Make no mistake: the theatrical spectre of Katie Hopkins, last year’s Home Counties lovechild of Margaret Thatcher and Martin Bashir-era Princess Di, already looms large. With her fluttering eyelashes and perfect pout, Hopkins memorably wished another contestant to be run over during her treacherous reign, and excited a great deal of debate over the role of women in the modern corporate world. Was she simply acting within cutthroat standards of ruthlessness acceptable for men, only attracting criticism because she was a woman? Or was she an outdated superbitch whose like hadn’t been seen since Falcon Crest was cancelled? The whole furore – whichever side of the meeting room one sat on – probably told us by its very existence that how women behave in business still attracts much more scrutiny than how men conduct their wheeling and dealing.

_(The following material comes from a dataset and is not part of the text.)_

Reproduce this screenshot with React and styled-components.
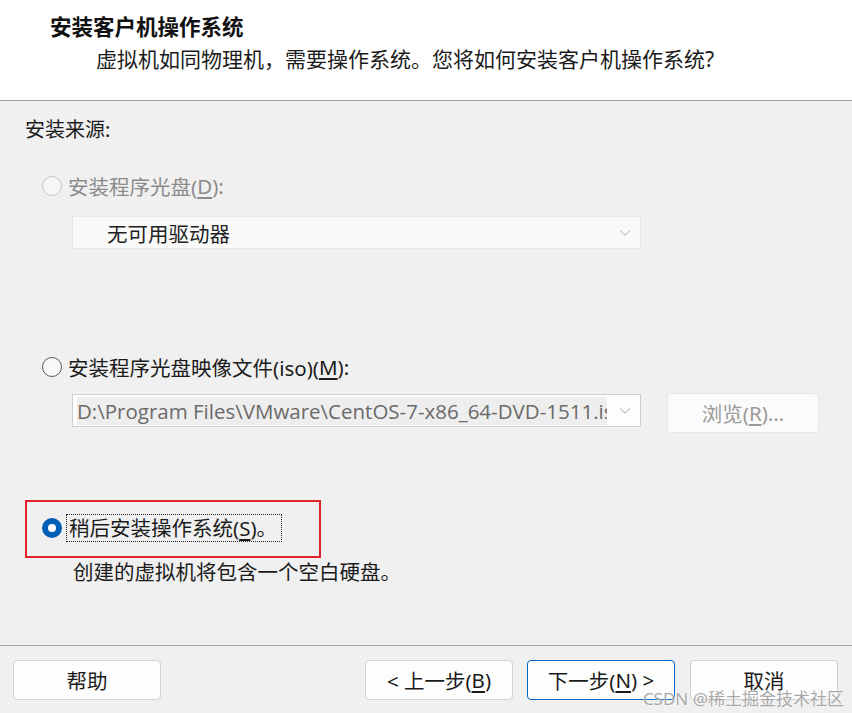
import React from "react";
import styled, { createGlobalStyle, css } from "styled-components";

const Global = createGlobalStyle`
  html, body { margin: 0; padding: 0; background: #f0f0f0; }
  body { font-family: "Noto Sans", "Noto Sans CJK SC", sans-serif; }
`;

const CJK = `"Noto Sans", "Noto Sans CJK SC", sans-serif`;

const Page = styled.div`
  position: relative;
  width: 852px;
  height: 713px;
  display: flex;
  flex-direction: column;
  overflow: hidden;
  font-family: ${CJK};
  color: #1b1b1b;
`;

const Header = styled.header`
  height: 101px;
  flex: none;
  background: #ffffff;
  border-bottom: 1px solid #a3a3a3;
  box-sizing: border-box;
  padding: 12px 0 0 50px;
`;

const Title = styled.div`
  font-size: 21.5px;
  font-weight: 700;
  line-height: 30px;
  color: #111;
`;

const Subtitle = styled.div`
  font-size: 21px;
  line-height: 30px;
  margin: 2px 0 0 46px;
  color: #1b1b1b;
`;

const Body = styled.main`
  flex: 1;
  background: #f0f0f0;
  padding: 15px 0 0 25px;
  display: flex;
  flex-direction: column;
  align-items: flex-start;
`;

const SectionLabel = styled.div`
  font-size: 20px;
  line-height: 28px;
`;

const RadioRow = styled.label`
  display: flex;
  align-items: center;
  height: 28px;
  margin-top: ${(p) => p.$mt || 0}px;
  margin-left: ${(p) => p.$ml ?? 17}px;
  font-size: 20.5px;
  white-space: nowrap;
  color: ${(p) => (p.$disabled ? "#8b8b8b" : "#1b1b1b")};
`;

const RadioDot = styled.span`
  width: 20px;
  height: 20px;
  box-sizing: border-box;
  border-radius: 50%;
  flex: none;
  margin-right: 6px;
  ${(p) =>
    p.$checked
      ? css`
          background: #005fb8;
          display: flex;
          align-items: center;
          justify-content: center;
          &::after {
            content: "";
            width: 8px;
            height: 8px;
            border-radius: 50%;
            background: #fff;
          }
        `
      : css`
          background: ${p.$disabled ? "#f6f6f6" : "#f8f8f8"};
          border: 1px solid ${p.$disabled ? "#c2c2c2" : "#5a5a5a"};
        `}
`;

const FocusText = styled.span`
  outline: 1px dotted #222;
  outline-offset: 1px;
  padding: 0 3px 0 1px;
  line-height: 24px;
`;

const U = styled.span`
  text-decoration: underline;
  text-underline-offset: 3px;
`;

const Select = styled.div`
  margin: ${(p) => p.$mt || 0}px 0 0 47px;
  width: 569px;
  height: ${(p) => p.$h}px;
  box-sizing: border-box;
  display: flex;
  align-items: center;
  background: ${(p) => (p.$disabled ? "#f9f9f9" : "#fdfdfd")};
  border: 1px solid ${(p) => (p.$disabled ? "#e8e8e8" : "#cfcfcf")};
`;

const SelectText = styled.span`
  flex: 1;
  overflow: hidden;
  white-space: nowrap;
  font-size: ${(p) => p.$fs || 20.5}px;
  color: ${(p) => p.$color};
  padding-left: ${(p) => p.$pl}px;
  font-family: ${(p) => (p.$latin ? `"Open Sans", "Noto Sans CJK SC", sans-serif` : CJK)};
`;

const Highlight = styled.span`
  background: #eeeeee;
`;

const Chevron = styled.svg`
  flex: none;
  width: 12px;
  height: 8px;
  margin: 0 9px 0 12px;
`;

const ComboRow = styled.div`
  display: flex;
  align-items: flex-start;
  margin-top: 12px;
`;

const Browse = styled.div`
  margin-left: 26px;
  width: 152px;
  height: 40px;
  box-sizing: border-box;
  border: 1px solid #e6e6e6;
  border-radius: 4px;
  background: #fbfbfb;
  display: flex;
  align-items: center;
  justify-content: center;
  font-size: 20.5px;
  color: #9a9a9a;
`;

const RedBox = styled.div`
  margin-top: 67px;
  width: 296px;
  height: 58px;
  box-sizing: border-box;
  border: 2px solid #e0222c;
  padding-top: 12px;
`;

const Desc = styled.div`
  margin-left: 48px;
  font-size: 20.5px;
  line-height: 28px;
`;

const Footer = styled.footer`
  flex: none;
  height: 68px;
  box-sizing: border-box;
  border-top: 1px solid #a3a3a3;
  background: #f0f0f0;
  padding: 14px 0 0 13px;
  display: flex;
  align-items: flex-start;
`;

const Button = styled.div`
  width: 148px;
  height: 40px;
  box-sizing: border-box;
  margin-left: ${(p) => p.$ml || 0}px;
  border: 1px solid ${(p) => (p.$primary ? "#0067c0" : "#d0d0d0")};
  border-radius: 4px;
  background: #fdfdfd;
  display: flex;
  align-items: center;
  justify-content: center;
  font-size: 20.5px;
  white-space: nowrap;
  color: #1b1b1b;
`;

const Watermark = styled.div`
  position: absolute;
  right: 8px;
  bottom: 3px;
  font-size: 17px;
  color: rgba(140, 140, 140, 0.75);
  text-shadow: 0 0 2px #fff;
  font-family: ${CJK};
  pointer-events: none;
`;

const Arrow = ({ color }) => (
  <Chevron viewBox="0 0 12 8">
    <path d="M1 1.5 L6 6 L11 1.5" fill="none" stroke={color} strokeWidth="1" />
  </Chevron>
);

export default function App() {
  return (
    <Page>
      <Global />
      <Header>
        <Title>安装客户机操作系统</Title>
        <Subtitle>虚拟机如同物理机，需要操作系统。您将如何安装客户机操作系统?</Subtitle>
      </Header>
      <Body>
        <SectionLabel>安装来源:</SectionLabel>
        <RadioRow $mt={28} $disabled>
          <RadioDot $disabled />
          安装程序光盘(<U>D</U>):
        </RadioRow>
        <Select $mt={16} $h={33} $disabled>
          <SelectText $pl={34} $color="#222">无可用驱动器</SelectText>
          <Arrow color="#b0b0b0" />
        </Select>
        <RadioRow $mt={104}>
          <RadioDot />
          安装程序光盘映像文件(iso)(<U>M</U>):
        </RadioRow>
        <ComboRow>
          <Select $mt={1} $h={33}>
            <SelectText $pl={4} $color="#6a6a6a" $fs={20.5} $latin>
              <Highlight>D:\Program Files\VMware\CentOS-7-x86_64-DVD-1511.iso</Highlight>
            </SelectText>
            <Arrow color="#a8a8a8" />
          </Select>
          <Browse>
            浏览(<U>R</U>)...
          </Browse>
        </ComboRow>
        <RedBox>
          <RadioRow $ml={15}>
            <RadioDot $checked />
            <FocusText>
              稍后安装操作系统(<U>S</U>)。
            </FocusText>
          </RadioRow>
        </RedBox>
        <Desc>创建的虚拟机将包含一个空白硬盘。</Desc>
      </Body>
      <Footer>
        <Button>帮助</Button>
        <Button $ml={204}>
          &lt; 上一步(<U>B</U>)
        </Button>
        <Button $ml={14} $primary>
          下一步(<U>N</U>) &gt;
        </Button>
        <Button $ml={15}>取消</Button>
      </Footer>
      <Watermark>CSDN @稀土掘金技术社区</Watermark>
    </Page>
  );
}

And giving the Apprentice seasons so far an arch-eyebrowed overview, they haven't treated women very well. Last year controversy bubbled when Sir Alan posed childcare questions to the female contestants; his accusatory tone suggesting that motherhood equalled unreliability. Then throughout the lifetime of the show, there's been the casual stereotyping of Frances, Sugar’s fake receptionist – a woman who does little more than delivering the line “Sir Alan is ready for you” with a well-timed hair flick.

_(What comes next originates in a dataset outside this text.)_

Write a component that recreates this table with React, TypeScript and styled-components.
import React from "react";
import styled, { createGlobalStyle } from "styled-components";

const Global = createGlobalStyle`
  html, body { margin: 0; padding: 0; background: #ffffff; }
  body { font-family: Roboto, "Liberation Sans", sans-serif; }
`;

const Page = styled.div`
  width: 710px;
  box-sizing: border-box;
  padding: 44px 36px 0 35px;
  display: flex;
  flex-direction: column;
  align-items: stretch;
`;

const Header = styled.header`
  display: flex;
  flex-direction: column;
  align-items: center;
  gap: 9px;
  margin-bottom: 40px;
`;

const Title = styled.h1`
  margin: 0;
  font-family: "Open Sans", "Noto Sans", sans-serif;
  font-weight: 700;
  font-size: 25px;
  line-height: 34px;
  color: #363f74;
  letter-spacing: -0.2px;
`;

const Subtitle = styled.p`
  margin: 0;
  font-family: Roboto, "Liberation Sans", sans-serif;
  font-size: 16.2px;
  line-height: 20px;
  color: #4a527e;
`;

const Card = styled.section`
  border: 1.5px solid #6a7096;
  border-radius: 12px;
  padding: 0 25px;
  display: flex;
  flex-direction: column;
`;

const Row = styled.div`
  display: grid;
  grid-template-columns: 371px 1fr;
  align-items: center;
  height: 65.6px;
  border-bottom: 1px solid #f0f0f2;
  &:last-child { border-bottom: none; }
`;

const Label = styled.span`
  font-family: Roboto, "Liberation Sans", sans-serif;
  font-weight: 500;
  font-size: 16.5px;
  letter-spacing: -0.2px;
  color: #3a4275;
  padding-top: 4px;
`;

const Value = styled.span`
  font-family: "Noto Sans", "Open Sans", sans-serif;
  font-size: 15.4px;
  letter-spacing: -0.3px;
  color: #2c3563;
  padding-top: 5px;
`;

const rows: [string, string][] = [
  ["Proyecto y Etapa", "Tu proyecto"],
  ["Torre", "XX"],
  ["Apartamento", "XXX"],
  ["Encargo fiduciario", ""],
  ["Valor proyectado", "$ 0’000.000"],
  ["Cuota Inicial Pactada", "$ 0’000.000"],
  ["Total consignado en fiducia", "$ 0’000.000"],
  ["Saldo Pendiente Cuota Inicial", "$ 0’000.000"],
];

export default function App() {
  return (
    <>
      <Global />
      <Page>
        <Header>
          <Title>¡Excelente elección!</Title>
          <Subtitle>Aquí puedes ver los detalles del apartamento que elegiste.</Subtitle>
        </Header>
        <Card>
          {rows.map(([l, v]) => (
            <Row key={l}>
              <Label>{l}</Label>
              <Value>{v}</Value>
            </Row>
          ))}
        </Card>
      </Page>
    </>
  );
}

Then there's the fact that the two most obviously capable contestants ever to grace the show – the fearsome Ruth Badger and multi-talented Kristina Grimes – didn’t scoop the top prize, although they've subsequently gone on to greater business success than those who triumphed over them. So on one hand, losing out in The Apprentice probably reflects the struggle that many brilliant women face in that hard-nosed world, but given it was also a showcase for their skills, they were soon able to channel them elsewhere. Oh, sweet justice!
Still, we're forgetting one thing they're doing right. To my mind, The Apprentice can trot out these typecast gender roles 'til it's time for the taxi ride home as long as Margaret Mountford, Sir Alan’s aide, remains on the show. TV so rarely represents women over 50 as anything other than customers for equity-release schemes that it’s a joy to see her permanently unimpressed over-the-glasses glare when she’s forced to sit through marketing ‘brainstorms’ about pouches to carry dog faeces.

But who knows what the new season will hold. How will this year’s female contestants deal with the inevitable analysis their methods will attract? Will all the challengers rise above the usual ‘girls vs. boys’ nature of the early weeks without sinking into tedious Venus and Mars camps? I'll admit it – I want the answers to these questions as much as a tyrannical line manager. And I'll be scheduling a weekly Wednesday evening meeting in my metaphorical BlackBerry to find them.